ADAM HANDLER is recognized for his engaging child-like, faux-naif art practice. Using acrylic paint, oil stick, pencil, and markers, Handler’s works feature flat, outlined characters with little to no depth of field. His colorful patterning and playful distortion of form and scale break with tradition and reminds us of our youthful innocence. Multiple and diverse Influences include Medieval and Renaissance art, and artists such as De Kooning, Dubuffet, and Basquiat. Handler's art is a unique balance of reverence and esteem for traditional art forms and his need to create an authentic, singular mode of artistic expression.
LAWRENCE KELSEY’s long-term love affair with New York City has been the subject of his artistic oeuvre for close to forty years. With oils and gouache, the artist creates intimate and atmospheric settings that integrate abstraction with realism. Eliminating unnecessary details for maximum impact and with a focus on the play of light and shadow, Kelsey's lyrical and poetic paintings reveal the psyche of the artist towards his beloved city.
SANDRINE KERN’s landscapes are an intuitive rather than literal interpretation. Placing importance on the mood of each work, her paintings are devoid of details, preferring instead to convey their essence. Her newest series, Water Lilies feature gestural interpretations of Monet’s iconic subject. These works show the artist’s lyrical side, where she freely engages with the history of art as well as her French heritage.
Inspired by African traditions, personal experience, American jazz, and Western art practices, Ethiopian-born artist WOSENE WORKE KOSROF’s multilayered, polychromatic abstract paintings incorporate the arabesque-like alphabet of the Amharic script as form. By distorting, elongating, dissecting, and reassembling the letters as images, Wosene creates paintings that universally speak for themselves. The color-drenched surfaces demonstrate the artist’s skill as a colorist and reinforce the feeling of rhythmic movement and ecstatic energy.
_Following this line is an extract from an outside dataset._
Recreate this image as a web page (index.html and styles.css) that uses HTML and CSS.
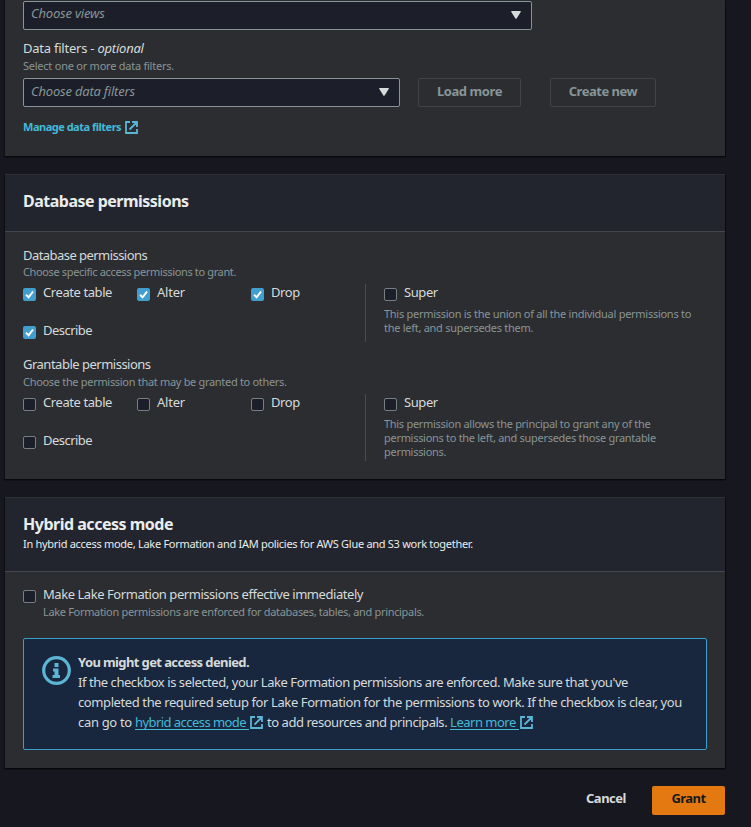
FILE: index.html
```html
<!DOCTYPE html>
<html lang="en">
<head>
<meta charset="utf-8">
<title>Grant permissions</title>
<link rel="stylesheet" href="styles.css">
</head>
<body>
<svg class="defs" aria-hidden="true">
  <symbol id="external" viewBox="0 0 13 13"><path d="M5 1H1v11h11V8M7 1h5v5M11.500 1.500 4.500 8.500" fill="none" stroke="currentColor" stroke-width="1.800"/></symbol>
  <symbol id="caret" viewBox="0 0 10 8"><path d="M.5 0h9Q10 .3 9.7 1L5.600 7.600Q5 8.300 4.400 7.600L.3 1Q0 .3.5 0Z" fill="currentColor"/></symbol>
</svg>
<main class="page">
  <section class="card">
    <div class="filters">
      <div class="select select-wide"><span class="t-views">Choose views</span><svg class="caret"><use href="#caret"/></svg></div>
      <div class="label t-filters">Data filters - <i>optional</i></div>
      <div class="hint t-select">Select one or more data filters.</div>
      <div class="controls">
        <div class="select"><span class="t-views">Choose data filters</span><svg class="caret"><use href="#caret"/></svg></div>
        <button class="button disabled load" disabled>Load more</button>
        <button class="button disabled create" disabled>Create new</button>
      </div>
      <a class="manage"><span>Manage data filters</span><svg class="ext"><use href="#external"/></svg></a>
    </div>
  </section>

  <section class="card">
    <header class="head"><h2>Database permissions</h2></header>
    <div class="body">
      <div class="label t-database">Database permissions</div>
      <div class="hint short t-specific">Choose specific access permissions to grant.</div>
      <div class="perms first">
        <div class="options">
          <label class="option"><span class="box checked"><svg viewBox="0 0 13 13"><path d="m3 6.800 2.600 2.500L10 3.500"/></svg></span>Create table</label>
          <label class="option"><span class="box checked"><svg viewBox="0 0 13 13"><path d="m3 6.800 2.600 2.500L10 3.500"/></svg></span><span class="t-alter">Alter</span></label>
          <label class="option"><span class="box checked"><svg viewBox="0 0 13 13"><path d="m3 6.800 2.600 2.500L10 3.500"/></svg></span>Drop</label>
          <label class="option"><span class="box checked"><svg viewBox="0 0 13 13"><path d="m3 6.800 2.600 2.500L10 3.500"/></svg></span><span class="t-describe">Describe</span></label>
        </div>
        <div class="super">
          <label class="option"><span class="box"></span>Super</label>
          <p>This permission is the union of all the individual permissions to<br>the left, and supersedes them.</p>
        </div>
      </div>
      <div class="label t-grantable">Grantable permissions</div>
      <div class="hint short lower t-others">Choose the permission that may be granted to others.</div>
      <div class="perms second">
        <div class="options">
          <label class="option"><span class="box"></span>Create table</label>
          <label class="option"><span class="box"></span><span class="t-alter">Alter</span></label>
          <label class="option"><span class="box"></span>Drop</label>
          <label class="option"><span class="box"></span><span class="t-describe">Describe</span></label>
        </div>
        <div class="super">
          <label class="option"><span class="box"></span>Super</label>
          <p class="t-principal">This permission allows the principal to grant any of the<br>permissions to the left, and supersedes those grantable<br>permissions.</p>
        </div>
      </div>
    </div>
  </section>

  <section class="card">
    <header class="head tall"><h2>Hybrid access mode</h2><p>In hybrid access mode, Lake Formation and IAM policies for AWS Glue and S3 work together.</p></header>
    <div class="body hybrid">
      <label class="option"><span class="box"></span><span class="t-make">Make Lake Formation permissions effective immediately</span></label>
      <div class="hint indent">Lake Formation permissions are enforced for databases, tables, and principals.</div>
      <div class="alert">
        <svg class="info" viewBox="0 0 29 29"><circle cx="14.500" cy="14.500" r="12.800" fill="none" stroke="currentColor" stroke-width="3.200"/><path d="M12.500 7h4v4h-4zM11 12.500h5.500v6.500H18v3h-7.500v-3h2v-3.500H11z" fill="currentColor"/></svg>
        <div class="message">
          <b>You might get access denied.</b>
          <div class="t-selected">If the checkbox is selected, your Lake Formation permissions are enforced. Make sure that you've</div>
          <div>completed the required setup for Lake Formation for the permissions to work. If the checkbox is clear, you</div>
          <div class="links"><span class="t-go">can go to </span><a>hybrid access mode</a><svg class="ext"><use href="#external"/></svg><span class="t-add"> to add resources and principals. </span><a class="learn">Learn more</a><svg class="ext"><use href="#external"/></svg></div>
        </div>
      </div>
    </div>
  </section>

  <footer class="actions">
    <button class="button cancel">Cancel</button>
    <button class="button grant">Grant</button>
  </footer>
</main>
</body>
</html>
```
FILE: styles.css
```css
* { box-sizing: border-box; }
body {
  margin: 0;
  height: 827px;
  overflow: hidden;
  background: #17171f;
  color: #d5dbdb;
  font: 13px/18px "Noto Sans", sans-serif;
  letter-spacing: -0.42px;
}
h2, p { margin: 0; }
.defs { position: absolute; width: 0; height: 0; }
.page { width: 720px; margin-left: 5px; display: flex; flex-direction: column; gap: 18px; }
.card { background: #2c2d31; box-shadow: 0 1px 1px #08080c, 1px 1px 1px #0c0c11, -1px 1px 1px #101015; }

.filters { height: 156px; padding: 1px 18px 0; }
.label { height: 18px; line-height: 16px; }
.select {
  width: 377px;
  height: 29px;
  padding: 0 10px 3px 7px;
  display: flex;
  align-items: center;
  justify-content: space-between;
  border: 1px solid #879596;
  border-radius: 2px;
  background: #1c1e29;
  color: #879596;
  font-style: italic;
}
.select-wide { width: 509px; padding-bottom: 5px; }
.caret { width: 10px; height: 8px; margin-top: 2px; color: #d5dbdb; }
.select-wide .caret { margin-top: 4px; }
.t-views { letter-spacing: -0.2px; }
.t-filters { margin-top: 10px; letter-spacing: -0.23px; }
.hint { color: #879596; font-size: 11px; line-height: 16px; }
.t-select { letter-spacing: -0.24px; }
.controls { display: flex; margin-top: 4px; }
.button {
  height: 29px;
  padding: 0 0 3px;
  border: 1px solid transparent;
  border-radius: 2px;
  background: none;
  color: #d5dbdb;
  font: 700 13px/18px "Noto Sans", sans-serif;
  letter-spacing: -0.48px;
}
.disabled { border-color: #424349; color: #879596; }
.load { width: 103px; margin-left: 18px; letter-spacing: -0.43px; }
.create { width: 106px; margin-left: 29px; }
.manage {
  display: flex;
  height: 16px;
  margin-top: 12px;
  color: #44b9d6;
  font-size: 11px;
  font-weight: 700;
  line-height: 16px;
  letter-spacing: -0.49px;
}
.ext { flex: none; width: 13px; height: 13px; color: #5bb5d5; }
.manage .ext { margin: 2px 0 0 4px; }

.head { height: 58px; padding: 16px 18px 0; border-top: 1px solid #2f3035; border-bottom: 1px solid #45464b; background: #22252d; }
.head h2 { height: 22px; color: #eaeded; font-size: 16px; line-height: 20px; letter-spacing: -0.51px; }
.tall { height: 75px; }
.tall h2 { letter-spacing: -0.49px; }
.head p { color: #eaeded; font-size: 11px; line-height: 16px; letter-spacing: -0.288px; }
.body { height: 247px; padding: 15px 18px 0; }
.short { line-height: 14px; }
.lower { margin-top: 1px; }
.t-database { letter-spacing: -0.55px; }
.t-specific { letter-spacing: -0.36px; }
.t-grantable { letter-spacing: -0.5px; }
.t-others { letter-spacing: -0.31px; }
.perms { display: grid; grid-template-columns: 342px 342px; }
.first { height: 58px; margin: 5px 0 14px; }
.second { height: 67px; margin-top: 5px; }
.options { display: grid; grid-template-columns: repeat(3, 114px); grid-auto-rows: 18px; row-gap: 20px; }
.option { display: flex; gap: 7px; height: 18px; line-height: 16px; }
.box { flex: none; width: 13px; height: 13px; margin-top: 4px; border: 1px solid #758081; border-radius: 2px; background: #1c1e29; }
.checked { border: 0; background: #409fce; }
.box svg { display: block; width: 13px; height: 13px; fill: none; stroke: #fff; stroke-width: 2; }
.t-alter { letter-spacing: -0.21px; }
.t-describe { letter-spacing: -0.54px; }
.super { padding-left: 18px; border-left: 1px solid #4a4c52; }
.super p { margin-top: 5px; color: #879596; font-size: 11px; line-height: 14px; letter-spacing: -0.275px; white-space: nowrap; }
.super .t-principal { letter-spacing: -0.295px; }

.hybrid { height: 196px; padding-top: 14px; }
.t-make { letter-spacing: -0.446px; }
.indent { padding-left: 20px; letter-spacing: -0.327px; }
.alert { display: flex; height: 112px; margin-top: 18px; padding: 13px 18px 0; border: 1px solid #3a9dcb; border-radius: 2px; background: #19273e; }
.info { flex: none; width: 29px; height: 29px; margin: 4px 7px 0 0; color: #5bb5d5; }
.message { line-height: 20px; letter-spacing: -0.398px; white-space: nowrap; }
.message b { display: block; letter-spacing: -0.61px; }
.message .t-selected { letter-spacing: -0.445px; }
.links { display: flex; white-space: pre; }
.links .t-go { letter-spacing: -0.32px; }
.links .t-add { letter-spacing: -0.46px; margin-left: 1px; }
.links a { height: 18px; padding-right: 3px; border-bottom: 1px solid #44b9d6; color: #44b9d6; letter-spacing: -0.55px; }
.links .learn { letter-spacing: -0.5px; }
.links .ext { margin: 4px 0 0 1px; }

.actions { display: flex; justify-content: flex-end; }
.actions .button { padding-bottom: 5px; }
.cancel { width: 78px; margin-right: 7px; }
.grant { width: 73px; background: #e47911; color: #16191f; letter-spacing: -0.55px; }
```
Widely recognized for her floral and garden-scape paintings, YANGYANG PAN’s freewheeling, abstract expressionist works reflect both Eastern and Western sensibilities. Although classically trained in China, Pan’s move to Canada in 2006 foreshadowed an artistic evolution of her work. Layering paint over paint, her canvases feature thick, textured brushstrokes of varying shapes and colors. Working with no definitive plan and guided by her emotions, amorphous forms whirl together and merge into a beautifully, chaotic bouquet of saturated color. Vacillating between botanical representation and abstraction, the dense compositions and vibrant, chromatic palette are inspired by her physical surroundings and personal memories.
HUNT SLONEM is globally recognized for his distinct, neo-expressionist paintings of bunnies, butterflies, and tropical birds, as well as large scale sculptures in diverse mediums. With highly textured brushstrokes of vivid, lush colors and serial imagery, Slonem’s compositions often consist of flat spaces with simple forms pushed to the front of the picture plane. Deeply concerned with the environment and its preservation, Slonem’s aim is to paint uplifting and joyful works that illustrate his love for Mother Earth and its inhabitants.